#### STATED PROBLEM:
Copy out the listing that follows, exact in every word, and skip the images.

— BEGIN DATA SECTION —

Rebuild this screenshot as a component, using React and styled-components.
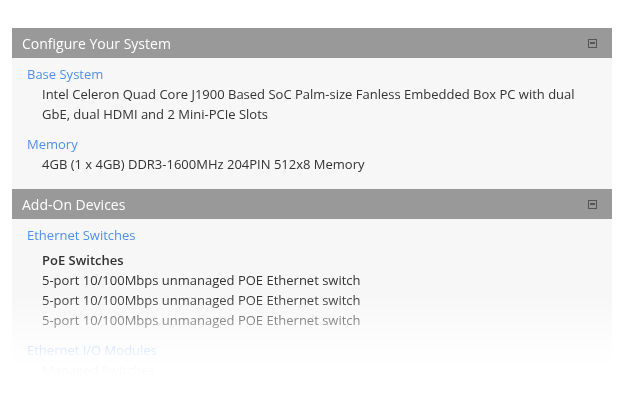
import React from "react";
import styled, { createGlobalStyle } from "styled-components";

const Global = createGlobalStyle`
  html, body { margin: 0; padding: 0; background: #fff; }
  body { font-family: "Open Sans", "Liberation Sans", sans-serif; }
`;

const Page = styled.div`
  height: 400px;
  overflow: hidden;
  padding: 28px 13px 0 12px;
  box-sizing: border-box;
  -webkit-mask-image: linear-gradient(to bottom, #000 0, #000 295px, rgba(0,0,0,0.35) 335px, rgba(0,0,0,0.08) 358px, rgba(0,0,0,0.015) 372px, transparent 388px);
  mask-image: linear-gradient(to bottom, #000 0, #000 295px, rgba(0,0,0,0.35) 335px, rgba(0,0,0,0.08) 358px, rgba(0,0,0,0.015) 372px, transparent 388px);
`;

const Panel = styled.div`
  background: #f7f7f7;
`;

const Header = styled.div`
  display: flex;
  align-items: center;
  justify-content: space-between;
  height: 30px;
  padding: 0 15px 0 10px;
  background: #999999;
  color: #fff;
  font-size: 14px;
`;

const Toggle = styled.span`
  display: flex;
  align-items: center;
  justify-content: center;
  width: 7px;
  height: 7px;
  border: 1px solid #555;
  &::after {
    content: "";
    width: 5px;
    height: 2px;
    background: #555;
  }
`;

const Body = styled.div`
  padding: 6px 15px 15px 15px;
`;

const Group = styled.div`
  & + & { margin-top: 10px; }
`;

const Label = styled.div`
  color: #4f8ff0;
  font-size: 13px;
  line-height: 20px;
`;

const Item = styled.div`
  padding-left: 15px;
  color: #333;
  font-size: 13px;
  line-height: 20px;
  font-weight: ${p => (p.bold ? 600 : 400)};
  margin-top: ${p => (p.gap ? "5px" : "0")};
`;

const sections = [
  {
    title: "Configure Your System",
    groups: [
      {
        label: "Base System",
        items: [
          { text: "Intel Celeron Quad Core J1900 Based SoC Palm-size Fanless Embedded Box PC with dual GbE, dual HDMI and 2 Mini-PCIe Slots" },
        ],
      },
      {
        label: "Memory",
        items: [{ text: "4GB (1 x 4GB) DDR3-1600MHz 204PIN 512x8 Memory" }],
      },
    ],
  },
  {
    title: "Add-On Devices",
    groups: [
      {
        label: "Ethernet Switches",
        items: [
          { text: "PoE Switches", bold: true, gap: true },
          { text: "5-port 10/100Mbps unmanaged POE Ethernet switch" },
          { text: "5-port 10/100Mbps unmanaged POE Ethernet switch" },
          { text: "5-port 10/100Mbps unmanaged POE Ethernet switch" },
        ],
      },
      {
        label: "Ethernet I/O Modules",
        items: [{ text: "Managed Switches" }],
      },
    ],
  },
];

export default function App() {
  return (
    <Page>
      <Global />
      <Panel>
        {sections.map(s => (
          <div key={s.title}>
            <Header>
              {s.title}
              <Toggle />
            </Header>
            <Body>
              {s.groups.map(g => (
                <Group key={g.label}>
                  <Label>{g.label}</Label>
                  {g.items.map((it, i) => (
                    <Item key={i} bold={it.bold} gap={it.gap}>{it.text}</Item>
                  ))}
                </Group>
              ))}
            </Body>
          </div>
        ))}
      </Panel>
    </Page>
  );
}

— END DATA SECTION —

#### WRITTEN REPLY:
Rebuild this screenshot as a component, using React and styled-components.
import React from "react";
import styled, { createGlobalStyle } from "styled-components";

const Global = createGlobalStyle`
  html, body { margin: 0; padding: 0; background: #fff; }
  body { font-family: "Open Sans", "Liberation Sans", sans-serif; }
`;

const Page = styled.div`
  height: 400px;
  overflow: hidden;
  padding: 28px 13px 0 12px;
  box-sizing: border-box;
  -webkit-mask-image: linear-gradient(to bottom, #000 0, #000 295px, rgba(0,0,0,0.35) 335px, rgba(0,0,0,0.08) 358px, rgba(0,0,0,0.015) 372px, transparent 388px);
  mask-image: linear-gradient(to bottom, #000 0, #000 295px, rgba(0,0,0,0.35) 335px, rgba(0,0,0,0.08) 358px, rgba(0,0,0,0.015) 372px, transparent 388px);
`;

const Panel = styled.div`
  background: #f7f7f7;
`;

const Header = styled.div`
  display: flex;
  align-items: center;
  justify-content: space-between;
  height: 30px;
  padding: 0 15px 0 10px;
  background: #999999;
  color: #fff;
  font-size: 14px;
`;

const Toggle = styled.span`
  display: flex;
  align-items: center;
  justify-content: center;
  width: 7px;
  height: 7px;
  border: 1px solid #555;
  &::after {
    content: "";
    width: 5px;
    height: 2px;
    background: #555;
  }
`;

const Body = styled.div`
  padding: 6px 15px 15px 15px;
`;

const Group = styled.div`
  & + & { margin-top: 10px; }
`;

const Label = styled.div`
  color: #4f8ff0;
  font-size: 13px;
  line-height: 20px;
`;

const Item = styled.div`
  padding-left: 15px;
  color: #333;
  font-size: 13px;
  line-height: 20px;
  font-weight: ${p => (p.bold ? 600 : 400)};
  margin-top: ${p => (p.gap ? "5px" : "0")};
`;

const sections = [
  {
    title: "Configure Your System",
    groups: [
      {
        label: "Base System",
        items: [
          { text: "Intel Celeron Quad Core J1900 Based SoC Palm-size Fanless Embedded Box PC with dual GbE, dual HDMI and 2 Mini-PCIe Slots" },
        ],
      },
      {
        label: "Memory",
        items: [{ text: "4GB (1 x 4GB) DDR3-1600MHz 204PIN 512x8 Memory" }],
      },
    ],
  },
  {
    title: "Add-On Devices",
    groups: [
      {
        label: "Ethernet Switches",
        items: [
          { text: "PoE Switches", bold: true, gap: true },
          { text: "5-port 10/100Mbps unmanaged POE Ethernet switch" },
          { text: "5-port 10/100Mbps unmanaged POE Ethernet switch" },
          { text: "5-port 10/100Mbps unmanaged POE Ethernet switch" },
        ],
      },
      {
        label: "Ethernet I/O Modules",
        items: [{ text: "Managed Switches" }],
      },
    ],
  },
];

export default function App() {
  return (
    <Page>
      <Global />
      <Panel>
        {sections.map(s => (
          <div key={s.title}>
            <Header>
              {s.title}
              <Toggle />
            </Header>
            <Body>
              {s.groups.map(g => (
                <Group key={g.label}>
                  <Label>{g.label}</Label>
                  {g.items.map((it, i) => (
                    <Item key={i} bold={it.bold} gap={it.gap}>{it.text}</Item>
                  ))}
                </Group>
              ))}
            </Body>
          </div>
        ))}
      </Panel>
    </Page>
  );
}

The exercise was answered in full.